O segmento de cobertura de chocolate, no qual Nestlé e Garoto tinham 80% de participação, deixou de ser uma prioridade para a multinacional suíça, diz. “A Nestlé o avaliou como pouco rentável”, afirmou Bastos. A empresa, porém, ainda soma cerca de 40% de participação neste segmento.
Quando comprou a Garoto, em 2002, a marca era mais popular que a da Nestlé, com preços entre 10% e 15% inferiores aos da multinacional suíça.

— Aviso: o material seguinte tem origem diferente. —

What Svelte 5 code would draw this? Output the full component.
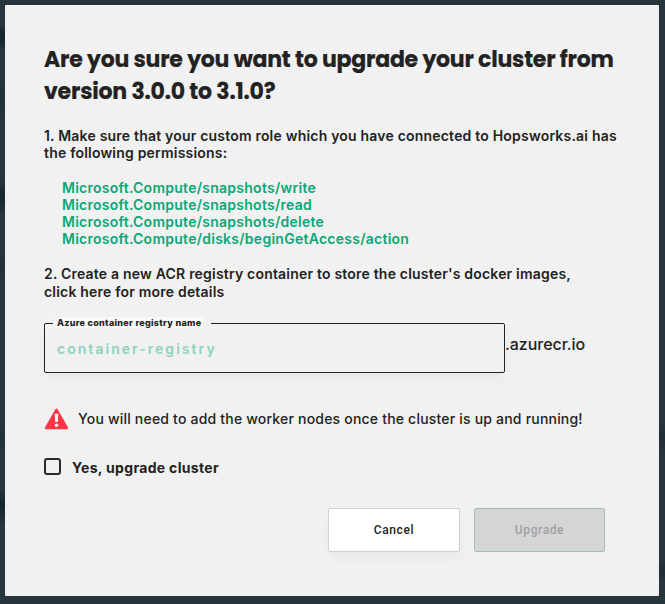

Mas isso deixou de existir desde a fusão: os preços praticados pelas duas marcas foram se tornando semelhantes e quem perdeu foi o consumidor, que deixou de ter uma opção mais barata.
“Dizer que a Nestlé perdeu participação porque aumentou o preço é uma leitura simplista”, disse Bastos. “A competição aumentou demais, em alguns momentos fomos bem, em outros, nem tanto.”
De acordo com dados da consultoria Euromonitor, o consumo de chocolates no Brasil atingiu R$ 22 bilhões em 2022, alta de 18% sobre o ano anterior (valores nominais), com a venda de 336 mil toneladas (crescimento de 7%).
A marca Garoto é a principal da Nestlé no Nordeste e também no Sul do país. “Hoje, diferenciamos a Garoto como uma marca para quem gosta de cacau. Aliás, 100% do cacau usado pela marca é nacional”, diz Bastos. “Já a Nestlé, mais forte no Sudeste, é uma marca para quem prefere a cremosidade do leite.”